REQUIREMENTS -
Please retype the records below exactly, leaving out any pictures.

■ ■ ■ ■ ■

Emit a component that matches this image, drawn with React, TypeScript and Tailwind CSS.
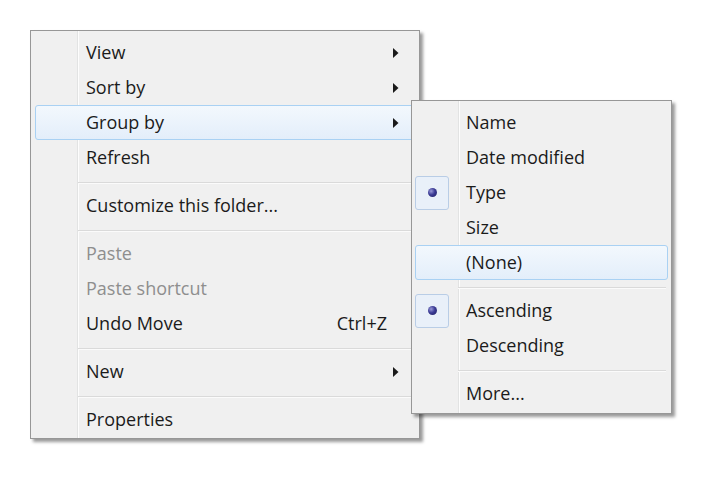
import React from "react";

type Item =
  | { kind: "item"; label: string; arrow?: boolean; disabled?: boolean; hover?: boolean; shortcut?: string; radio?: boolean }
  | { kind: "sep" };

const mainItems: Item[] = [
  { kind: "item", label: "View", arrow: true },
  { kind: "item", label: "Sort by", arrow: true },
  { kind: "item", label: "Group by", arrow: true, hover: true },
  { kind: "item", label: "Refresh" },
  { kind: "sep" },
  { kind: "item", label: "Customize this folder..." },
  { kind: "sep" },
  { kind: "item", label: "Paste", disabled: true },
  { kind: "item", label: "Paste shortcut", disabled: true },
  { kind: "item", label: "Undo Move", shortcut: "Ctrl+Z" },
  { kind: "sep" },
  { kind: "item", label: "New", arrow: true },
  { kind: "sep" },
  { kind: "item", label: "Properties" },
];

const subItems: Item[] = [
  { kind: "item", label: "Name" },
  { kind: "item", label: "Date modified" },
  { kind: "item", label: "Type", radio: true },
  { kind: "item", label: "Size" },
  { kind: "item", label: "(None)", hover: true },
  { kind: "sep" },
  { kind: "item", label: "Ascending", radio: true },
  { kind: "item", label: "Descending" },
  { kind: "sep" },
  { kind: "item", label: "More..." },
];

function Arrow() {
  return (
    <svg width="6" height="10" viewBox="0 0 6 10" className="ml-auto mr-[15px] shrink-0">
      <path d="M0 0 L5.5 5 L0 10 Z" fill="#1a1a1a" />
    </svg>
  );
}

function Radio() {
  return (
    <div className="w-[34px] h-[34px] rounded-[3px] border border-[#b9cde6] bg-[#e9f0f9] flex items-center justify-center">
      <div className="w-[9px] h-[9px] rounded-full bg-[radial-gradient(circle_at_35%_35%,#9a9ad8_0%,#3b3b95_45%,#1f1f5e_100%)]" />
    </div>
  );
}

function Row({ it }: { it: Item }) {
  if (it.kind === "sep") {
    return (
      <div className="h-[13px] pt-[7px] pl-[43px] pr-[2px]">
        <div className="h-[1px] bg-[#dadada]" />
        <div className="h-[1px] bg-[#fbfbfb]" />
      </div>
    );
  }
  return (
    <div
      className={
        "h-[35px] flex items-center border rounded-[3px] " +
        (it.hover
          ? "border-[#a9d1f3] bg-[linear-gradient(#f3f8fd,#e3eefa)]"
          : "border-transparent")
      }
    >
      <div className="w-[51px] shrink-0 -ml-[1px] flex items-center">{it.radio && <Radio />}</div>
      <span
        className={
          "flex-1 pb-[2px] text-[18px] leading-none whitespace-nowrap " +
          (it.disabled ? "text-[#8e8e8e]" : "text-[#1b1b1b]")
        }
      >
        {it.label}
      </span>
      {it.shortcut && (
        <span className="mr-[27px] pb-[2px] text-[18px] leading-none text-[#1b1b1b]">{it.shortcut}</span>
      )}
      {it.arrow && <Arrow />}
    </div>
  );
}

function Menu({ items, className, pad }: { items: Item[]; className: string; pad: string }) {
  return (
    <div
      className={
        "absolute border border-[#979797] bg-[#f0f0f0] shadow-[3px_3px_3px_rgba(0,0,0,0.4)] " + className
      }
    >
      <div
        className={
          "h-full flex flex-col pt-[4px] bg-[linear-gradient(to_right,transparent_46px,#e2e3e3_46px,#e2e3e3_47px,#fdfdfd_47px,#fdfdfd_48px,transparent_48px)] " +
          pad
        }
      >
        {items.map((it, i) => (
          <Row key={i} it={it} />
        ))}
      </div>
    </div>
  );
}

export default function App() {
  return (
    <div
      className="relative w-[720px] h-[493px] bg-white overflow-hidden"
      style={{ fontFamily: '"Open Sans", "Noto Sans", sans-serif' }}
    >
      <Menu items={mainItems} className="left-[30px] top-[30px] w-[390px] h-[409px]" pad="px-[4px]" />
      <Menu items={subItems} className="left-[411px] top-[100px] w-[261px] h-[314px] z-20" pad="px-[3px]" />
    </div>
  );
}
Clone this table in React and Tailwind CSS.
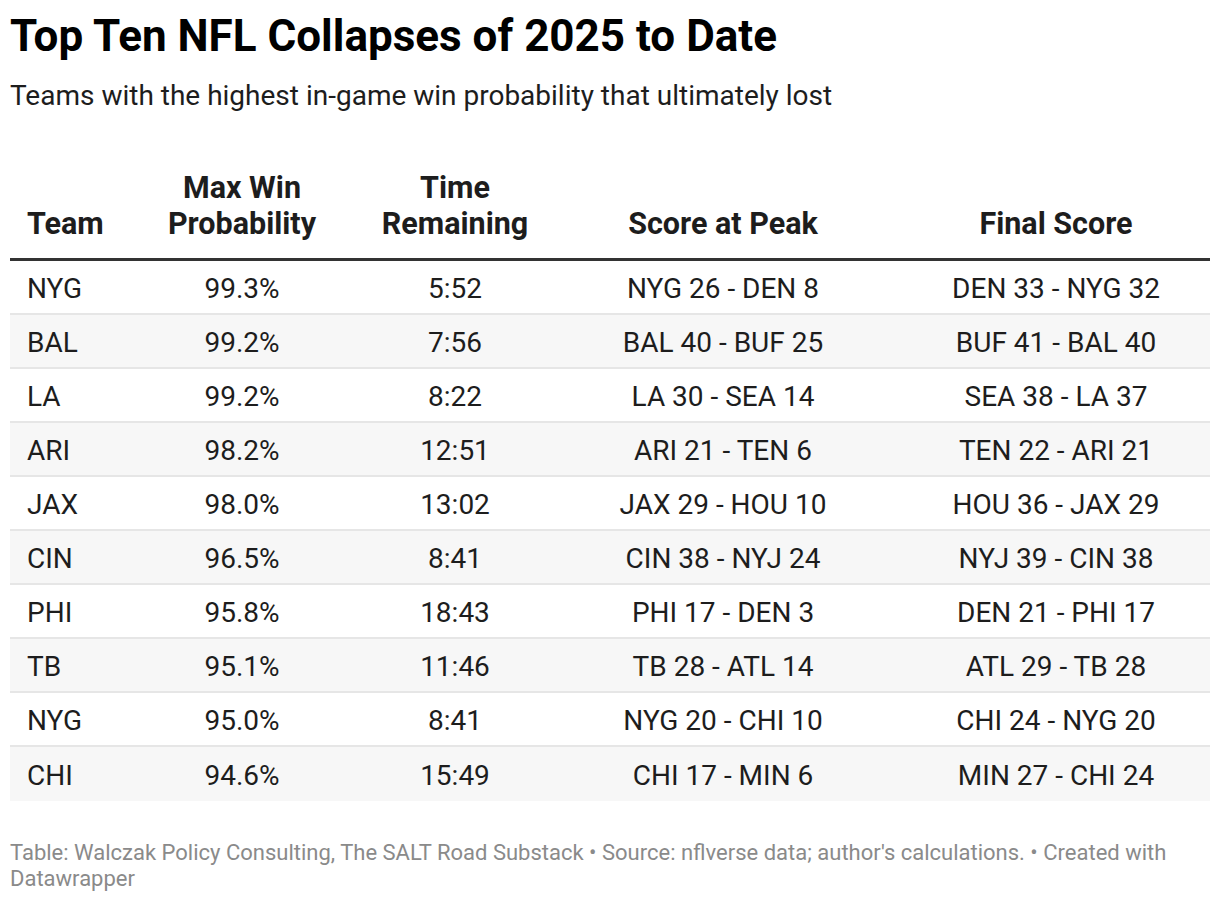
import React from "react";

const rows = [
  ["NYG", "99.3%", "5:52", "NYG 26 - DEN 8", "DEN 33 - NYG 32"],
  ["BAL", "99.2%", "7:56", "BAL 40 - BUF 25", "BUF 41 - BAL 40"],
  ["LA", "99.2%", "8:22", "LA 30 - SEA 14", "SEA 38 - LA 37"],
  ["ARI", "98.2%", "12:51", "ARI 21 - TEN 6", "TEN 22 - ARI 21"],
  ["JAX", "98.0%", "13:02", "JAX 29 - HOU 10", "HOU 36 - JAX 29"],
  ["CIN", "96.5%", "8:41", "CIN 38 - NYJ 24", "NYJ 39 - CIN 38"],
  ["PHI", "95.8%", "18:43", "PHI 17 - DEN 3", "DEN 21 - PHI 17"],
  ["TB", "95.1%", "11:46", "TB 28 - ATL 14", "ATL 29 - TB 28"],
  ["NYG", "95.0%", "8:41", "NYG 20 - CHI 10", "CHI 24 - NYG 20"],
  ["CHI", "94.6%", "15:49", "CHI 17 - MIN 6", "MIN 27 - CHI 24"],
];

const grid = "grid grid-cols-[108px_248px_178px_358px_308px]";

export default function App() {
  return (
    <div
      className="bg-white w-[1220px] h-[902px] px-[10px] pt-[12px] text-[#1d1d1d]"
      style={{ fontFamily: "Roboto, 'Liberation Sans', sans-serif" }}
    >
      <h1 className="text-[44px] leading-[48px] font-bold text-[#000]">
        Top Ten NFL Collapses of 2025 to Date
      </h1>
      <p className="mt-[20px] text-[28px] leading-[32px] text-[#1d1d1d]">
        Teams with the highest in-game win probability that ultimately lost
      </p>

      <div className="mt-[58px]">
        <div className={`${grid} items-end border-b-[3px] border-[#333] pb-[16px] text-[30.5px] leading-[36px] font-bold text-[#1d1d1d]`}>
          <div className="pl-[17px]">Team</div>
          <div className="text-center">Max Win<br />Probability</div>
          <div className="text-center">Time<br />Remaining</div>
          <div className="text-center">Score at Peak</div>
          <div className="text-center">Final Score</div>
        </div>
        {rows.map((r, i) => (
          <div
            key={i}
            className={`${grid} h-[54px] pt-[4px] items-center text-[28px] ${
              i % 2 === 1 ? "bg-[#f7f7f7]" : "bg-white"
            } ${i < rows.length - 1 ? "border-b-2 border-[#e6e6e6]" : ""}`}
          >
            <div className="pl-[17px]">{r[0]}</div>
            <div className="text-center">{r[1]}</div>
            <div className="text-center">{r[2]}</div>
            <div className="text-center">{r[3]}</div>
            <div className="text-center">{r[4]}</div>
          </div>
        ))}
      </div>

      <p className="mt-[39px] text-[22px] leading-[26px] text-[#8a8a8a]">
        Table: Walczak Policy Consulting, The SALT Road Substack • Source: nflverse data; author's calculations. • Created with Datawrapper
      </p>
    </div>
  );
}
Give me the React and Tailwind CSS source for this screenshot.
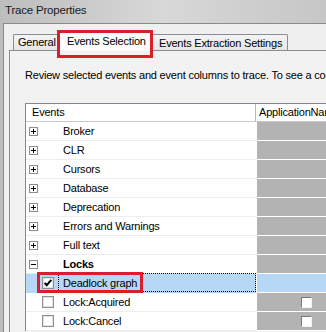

■ ■ ■ ■ ■

WORKED ANSWER -
Emit a component that matches this image, drawn with React, TypeScript and Tailwind CSS.
import React from "react";

type Item =
  | { kind: "item"; label: string; arrow?: boolean; disabled?: boolean; hover?: boolean; shortcut?: string; radio?: boolean }
  | { kind: "sep" };

const mainItems: Item[] = [
  { kind: "item", label: "View", arrow: true },
  { kind: "item", label: "Sort by", arrow: true },
  { kind: "item", label: "Group by", arrow: true, hover: true },
  { kind: "item", label: "Refresh" },
  { kind: "sep" },
  { kind: "item", label: "Customize this folder..." },
  { kind: "sep" },
  { kind: "item", label: "Paste", disabled: true },
  { kind: "item", label: "Paste shortcut", disabled: true },
  { kind: "item", label: "Undo Move", shortcut: "Ctrl+Z" },
  { kind: "sep" },
  { kind: "item", label: "New", arrow: true },
  { kind: "sep" },
  { kind: "item", label: "Properties" },
];

const subItems: Item[] = [
  { kind: "item", label: "Name" },
  { kind: "item", label: "Date modified" },
  { kind: "item", label: "Type", radio: true },
  { kind: "item", label: "Size" },
  { kind: "item", label: "(None)", hover: true },
  { kind: "sep" },
  { kind: "item", label: "Ascending", radio: true },
  { kind: "item", label: "Descending" },
  { kind: "sep" },
  { kind: "item", label: "More..." },
];

function Arrow() {
  return (
    <svg width="6" height="10" viewBox="0 0 6 10" className="ml-auto mr-[15px] shrink-0">
      <path d="M0 0 L5.5 5 L0 10 Z" fill="#1a1a1a" />
    </svg>
  );
}

function Radio() {
  return (
    <div className="w-[34px] h-[34px] rounded-[3px] border border-[#b9cde6] bg-[#e9f0f9] flex items-center justify-center">
      <div className="w-[9px] h-[9px] rounded-full bg-[radial-gradient(circle_at_35%_35%,#9a9ad8_0%,#3b3b95_45%,#1f1f5e_100%)]" />
    </div>
  );
}

function Row({ it }: { it: Item }) {
  if (it.kind === "sep") {
    return (
      <div className="h-[13px] pt-[7px] pl-[43px] pr-[2px]">
        <div className="h-[1px] bg-[#dadada]" />
        <div className="h-[1px] bg-[#fbfbfb]" />
      </div>
    );
  }
  return (
    <div
      className={
        "h-[35px] flex items-center border rounded-[3px] " +
        (it.hover
          ? "border-[#a9d1f3] bg-[linear-gradient(#f3f8fd,#e3eefa)]"
          : "border-transparent")
      }
    >
      <div className="w-[51px] shrink-0 -ml-[1px] flex items-center">{it.radio && <Radio />}</div>
      <span
        className={
          "flex-1 pb-[2px] text-[18px] leading-none whitespace-nowrap " +
          (it.disabled ? "text-[#8e8e8e]" : "text-[#1b1b1b]")
        }
      >
        {it.label}
      </span>
      {it.shortcut && (
        <span className="mr-[27px] pb-[2px] text-[18px] leading-none text-[#1b1b1b]">{it.shortcut}</span>
      )}
      {it.arrow && <Arrow />}
    </div>
  );
}

function Menu({ items, className, pad }: { items: Item[]; className: string; pad: string }) {
  return (
    <div
      className={
        "absolute border border-[#979797] bg-[#f0f0f0] shadow-[3px_3px_3px_rgba(0,0,0,0.4)] " + className
      }
    >
      <div
        className={
          "h-full flex flex-col pt-[4px] bg-[linear-gradient(to_right,transparent_46px,#e2e3e3_46px,#e2e3e3_47px,#fdfdfd_47px,#fdfdfd_48px,transparent_48px)] " +
          pad
        }
      >
        {items.map((it, i) => (
          <Row key={i} it={it} />
        ))}
      </div>
    </div>
  );
}

export default function App() {
  return (
    <div
      className="relative w-[720px] h-[493px] bg-white overflow-hidden"
      style={{ fontFamily: '"Open Sans", "Noto Sans", sans-serif' }}
    >
      <Menu items={mainItems} className="left-[30px] top-[30px] w-[390px] h-[409px]" pad="px-[4px]" />
      <Menu items={subItems} className="left-[411px] top-[100px] w-[261px] h-[314px] z-20" pad="px-[3px]" />
    </div>
  );
}
Clone this table in React and Tailwind CSS.
import React from "react";

const rows = [
  ["NYG", "99.3%", "5:52", "NYG 26 - DEN 8", "DEN 33 - NYG 32"],
  ["BAL", "99.2%", "7:56", "BAL 40 - BUF 25", "BUF 41 - BAL 40"],
  ["LA", "99.2%", "8:22", "LA 30 - SEA 14", "SEA 38 - LA 37"],
  ["ARI", "98.2%", "12:51", "ARI 21 - TEN 6", "TEN 22 - ARI 21"],
  ["JAX", "98.0%", "13:02", "JAX 29 - HOU 10", "HOU 36 - JAX 29"],
  ["CIN", "96.5%", "8:41", "CIN 38 - NYJ 24", "NYJ 39 - CIN 38"],
  ["PHI", "95.8%", "18:43", "PHI 17 - DEN 3", "DEN 21 - PHI 17"],
  ["TB", "95.1%", "11:46", "TB 28 - ATL 14", "ATL 29 - TB 28"],
  ["NYG", "95.0%", "8:41", "NYG 20 - CHI 10", "CHI 24 - NYG 20"],
  ["CHI", "94.6%", "15:49", "CHI 17 - MIN 6", "MIN 27 - CHI 24"],
];

const grid = "grid grid-cols-[108px_248px_178px_358px_308px]";

export default function App() {
  return (
    <div
      className="bg-white w-[1220px] h-[902px] px-[10px] pt-[12px] text-[#1d1d1d]"
      style={{ fontFamily: "Roboto, 'Liberation Sans', sans-serif" }}
    >
      <h1 className="text-[44px] leading-[48px] font-bold text-[#000]">
        Top Ten NFL Collapses of 2025 to Date
      </h1>
      <p className="mt-[20px] text-[28px] leading-[32px] text-[#1d1d1d]">
        Teams with the highest in-game win probability that ultimately lost
      </p>

      <div className="mt-[58px]">
        <div className={`${grid} items-end border-b-[3px] border-[#333] pb-[16px] text-[30.5px] leading-[36px] font-bold text-[#1d1d1d]`}>
          <div className="pl-[17px]">Team</div>
          <div className="text-center">Max Win<br />Probability</div>
          <div className="text-center">Time<br />Remaining</div>
          <div className="text-center">Score at Peak</div>
          <div className="text-center">Final Score</div>
        </div>
        {rows.map((r, i) => (
          <div
            key={i}
            className={`${grid} h-[54px] pt-[4px] items-center text-[28px] ${
              i % 2 === 1 ? "bg-[#f7f7f7]" : "bg-white"
            } ${i < rows.length - 1 ? "border-b-2 border-[#e6e6e6]" : ""}`}
          >
            <div className="pl-[17px]">{r[0]}</div>
            <div className="text-center">{r[1]}</div>
            <div className="text-center">{r[2]}</div>
            <div className="text-center">{r[3]}</div>
            <div className="text-center">{r[4]}</div>
          </div>
        ))}
      </div>

      <p className="mt-[39px] text-[22px] leading-[26px] text-[#8a8a8a]">
        Table: Walczak Policy Consulting, The SALT Road Substack • Source: nflverse data; author's calculations. • Created with Datawrapper
      </p>
    </div>
  );
}
Give me the React and Tailwind CSS source for this screenshot.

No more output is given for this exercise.